There is a favorite statistic of mine which I discovered while researching my last book. I’ve quoted it before and I imagine I’ll be quoting it for a while, because it is so awesome. People do one of two things: they get overwhelmed because they have to make all these changes and it just seems like too much – more than they can do – or, right out of the door, sign themselves off and that is their excuse. They decide they’re just not going to do it because it’s so much to do... That’s a really all-or-nothing approach. The stat – which I re-verified 6 months ago, so it’s still current as far as I can tell – says "if an average American family buying most of their current food at a conventional grocery store were to switch 25% of those purchases to a local, and ideally organic, footprint (as opposed to industrial agriculture), that it would save more than all of their glass, metal, and plastic recycling COMBINED."

While people feel virtuous by doing recycling (and it is an important component), they could actually be doing more. Not by changing their whole meal, but by changing even the lettuce in their salad and the like. That does more to help the planet, because of the amount of energy it takes to produce conventional – i.e. grocery-available – fruits and vegetables. Grocery produce is completely tied to fossil fuels: industrial ag fertilizers and herbicides are made out of oil-based products, and that’s before you even get into running the machinery – the mechanization of harvesting, packaging, and shipping the food. Those refrigerated trucks traveling hundreds of miles with boxed produce? Try buying from someplace truly local, where the food was harvested only once it was actually ripe, and traveled less than a couple hundred miles to get to you.

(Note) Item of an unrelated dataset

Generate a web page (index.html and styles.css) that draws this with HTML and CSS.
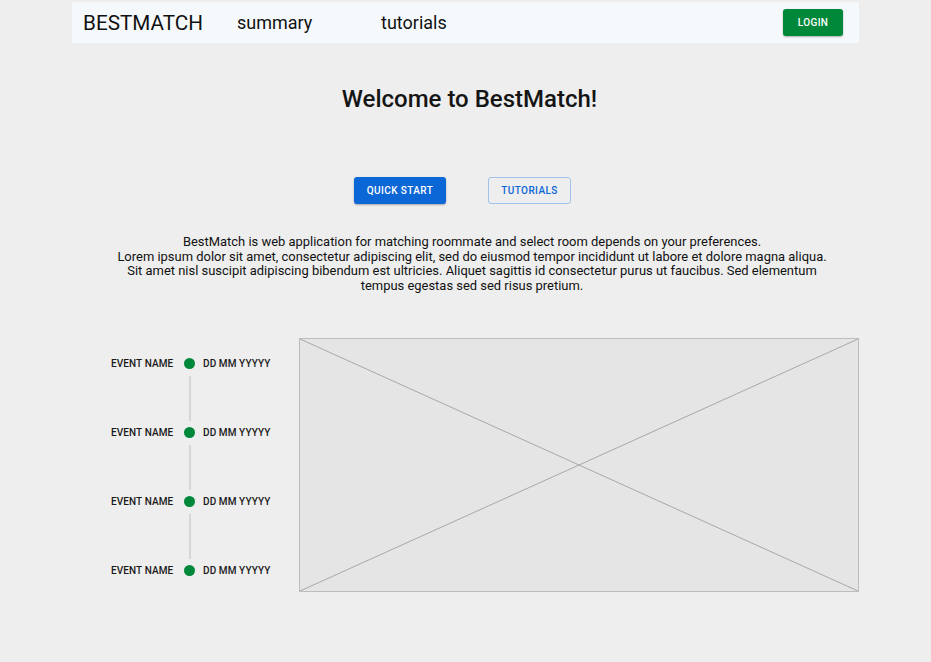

When you just measure carbon footprint, the footprint you save through recycling metal and plastic and glass is way less than what you would save if you were eating local, organic food. The takeaway on that is that it does not have to be everything on your plate, which makes it doable for everyone. As ideal as it might be, it is probably not doable right now for most people, and it doesn’t have to be. Swap out one or two things daily, for good. Start small and build upon that new foundation, incrementally.